Schroder also adds a chart that lists vegetable companions and antagonists. For the novice gardener, it’s a handy chart that takes the stress out of deciding which veggies to plant next to each other to maximize diversity, increase the garden’s yield and deter nuisances. 

Another section worth reading is one on watering, especially since Alberta is predicted to enter a drought phase. He encourages the use of rainwater for two reasons: it is cheaper, and plants prefer rain to tap water.  

He's even developed a recycled root feeder anyone can make with tin cans. To minimize wasting water, especially for larger plants such as squash, peppers, tomatoes, potatoes and zucchini, he recommends removing the bottom of the cans. He then digs the cans into the soil with the bottom down and the top at ground level. When water is poured into the can, it drains directly into the roots, thereby minimizing water evaporation. 

Schroder takes a holistic and cost-cutting approach to gardening, similar to that of our forefathers.

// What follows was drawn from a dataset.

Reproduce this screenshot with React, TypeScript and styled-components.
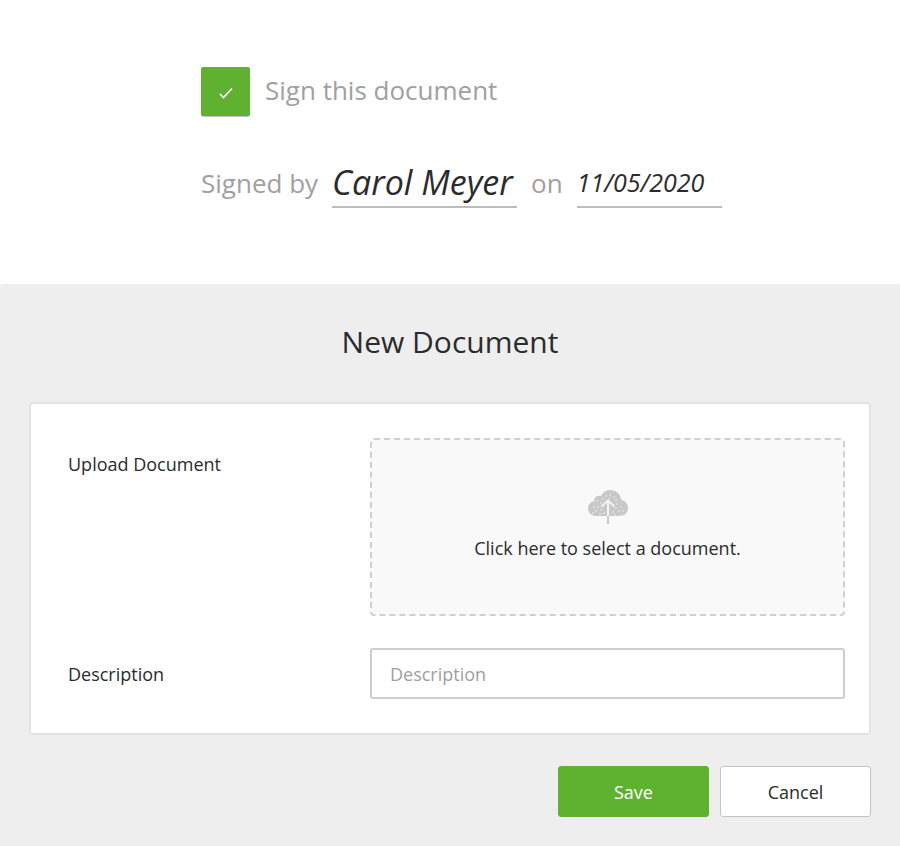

Boasting several decades of experimentation, he has progressed from a casual gardener to a passionate, efficient green thumb sporting a strongly developed environmental consciousness. 

Although Schroder lives in Zone 3, his strategies have the potential to be a go-to guide for people seeking enrichment even in hotter zones. 

Urban Gardening, Planning to Preserving How to Double Your Productivity And More, is available through Amazon.